The training ship episode is replicated some years later when Jim is physically helpless and confined below decks. He seems no better prepared for nature's assault than he was before. Both episodes hint at the inherent flaws in Jim's nature. They foreshadow a future failure to act decisively and heroically, which changes the course of Jim's life. The setting for that event will be the pilgrim ship Patna. Jim signs on as first mate, fascinated by rumors of the easy work as an officer aboard a local "country" ship. The idea of visiting exotic Eastern ports appeals to Jim, especially while lounging "safely through existence" with minimum danger and toil. Jim seems to notice no conflict here with his lofty dreams of adventure. He has experienced the violent, unpredictable forces at work in the world and is unconsciously drawn to "soft" skies, "eternal serenity," and "smiling peace," alternatives the Eastern seas seem to offer.
The Patna, with its passenger load of pilgrims, takes a route mirroring that of the historical ship Jeddah.

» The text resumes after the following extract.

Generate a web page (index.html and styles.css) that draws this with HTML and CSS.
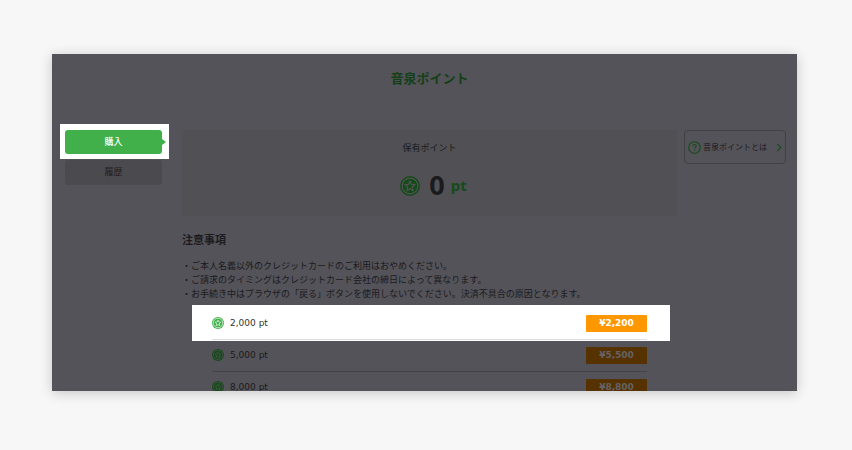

Passing through the Strait of Malacca, it crosses the Bay of Bengal, hooks around the southern tip of India, and enters the Arabian Sea, destined for the Red Sea. The grossly unflattering depiction of the Patna's German captain with his "blood and iron air" reflects Conrad's hostility toward Germans. In the second half of the 19th century, Germany was ruled by Otto von Bismarck, known as "the Iron Chancellor," who waged a series of bloody wars to unify the country. "Blood and iron" is an allusion to a famous speech Bismarck made in 1862 to the Prussian Parliament urging financial support for Prussia's military.
The Muslims aboard the Patna are on a pilgrimage to the holy city of Mecca. This pilgrimage, called a hajj, is a trip all adult Muslims are expected to make at least once in their lives. They have left their homes and traveled far "at the call of an idea"—an exacting belief. In their devotion to a belief, the pilgrims are not so different from Jim. However, in a while, he will betray them just as he also betrays the precise and demanding moral code that governs his life.